One thing that’s interesting is less than two years ago, the trip I just did would have been a lot harder/impossible due to the lack of infrastructure and while there’s room for improvement now I’ve been told that within the next two years there will be charge stations set up all the way from Prince George to the Yukon border along the Alaska Highway so things are changing fast.
Alright, on to today’s newsletter.
Ring around the roadway
Having just spent a week in a city that is well-defined by a ring road I was pretty intrigued to see mayor Simon Yu proposing one for the city. However, as pointed out here I’m not sure this proposal is for a ring road so much as a bypass. And, as someone who works along the downtown highway that this bypass would… bypass… I can’t say I’m convinced I see the need? Victoria St. is busy, as downtown roads go, but never so busy that it’s tough to cross or to drive through the downtown. And I also don’t know that the businesses set up along the current route servicing people passing through town would be thrilled about the idea (although based on the comments here, I could easily be wrong?? Always keep that as a strong possibility when you read my thoughts). Not that it matters, since the city doesn’t have the budget to build such a thing, anyways, so for now it can go alongside making the industrial section of downtown Prince George flood-proof and developing it into an entertainment district as one of those ideas Yu likes to throw out there as something the city should have without a concrete plan on how it would actually get built.

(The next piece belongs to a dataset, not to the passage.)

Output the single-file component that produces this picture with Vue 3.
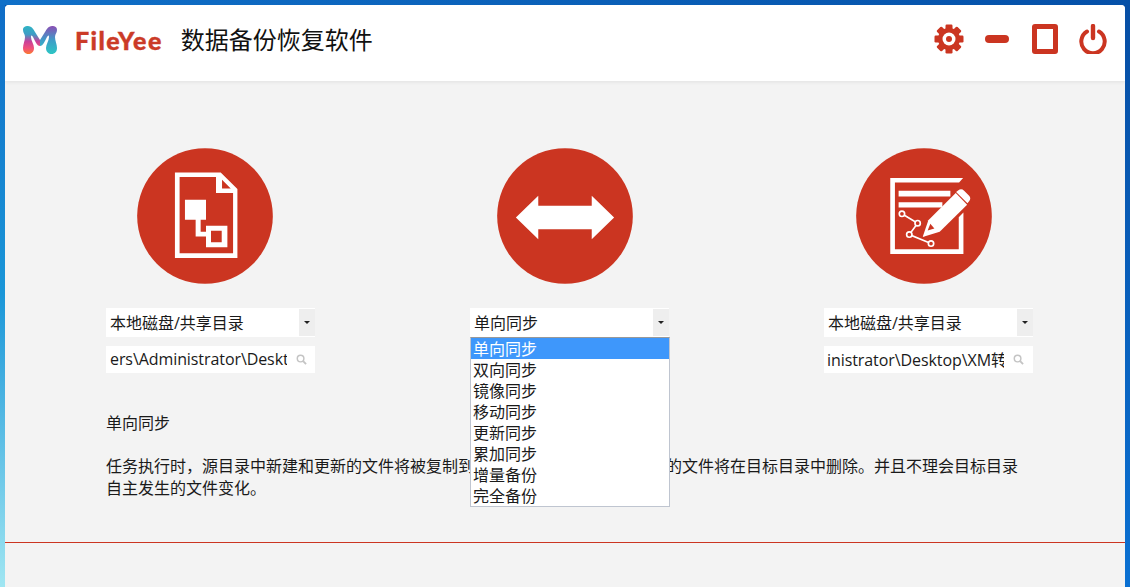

A Black Prince George barber called out the city’s racism in the 1920s
I first told the story of Charles Sagar eight years ago, relying heavily on research from UNBC historian Jonathan Swaigner who himself relied heavily on the Prince George Citizen newspaper archives. So it’s cool that the Prince George Citizen is sharing his story this year as the Heritage Commission makes plans to honour him. I heavily recommend you read this story as it tells a version of Prince George history that’s really not in our history books:
In 1921, there was a move to rid the city of its “undesirable” elements, ultimately meaning the twenty-five to thirty black residents of what was then called N* town, which was the name white residents gave to the area around Third Avenue and Quebec Street.
In April 1921, a fight broke out on Quebec Street between two groups of Chinese residents.
The fight was broken up by the Prince George Municipal Police, but it led Acting Mayor Barney Keegan to develop a strategy to clean up the city of those they deemed “undesirable”.
It wasn’t the Chinese community who were targeted by Keegan’s plan, but instead the city’s small Black population.
Keegan instructed the city clerk “to forward to the police commissioners a strong expression of the council’s desire to have the city cleared of undesirables, to have drunken drivers of motor cars, speeding, drunkenness, bootlegging, etc., wiped out, and further asking that all undesirables be ordered out of town, especially referring to N* town”.
It’s a reminder that to the extent our city’s history is heavily white, a not-insignificant reason is by the design of the people in charge, rather than chance.
What’s a vote worth?
On Reddit, u/mehblehneh did some calculating to figure out what each candidate who ran in the municipal election spent per vote. We already knew Kyle Sampson spent more than double the next closest-candidate (he also got the third-most votes, after Skakun) but this gives you a sense of just how much that was:
A councillor's salary is $37,908 a year. While it's in donated dollars and maybe some of his own, Kyle Sampson spent nearly two-thirds of a yearly salary to get re-elected.
City council will vote on whether to support the creation of a veterinary school at UNBC.
Competitve Prince George curling team is a combined age of 305 years
UNBC and grad teaching assistants at UNBC have ratified a collective agreement.
A UNBC student earned a national award for her work teaching kids about STEM.
Opinions: Neil Godbout says the city needs to get a handle on its spending.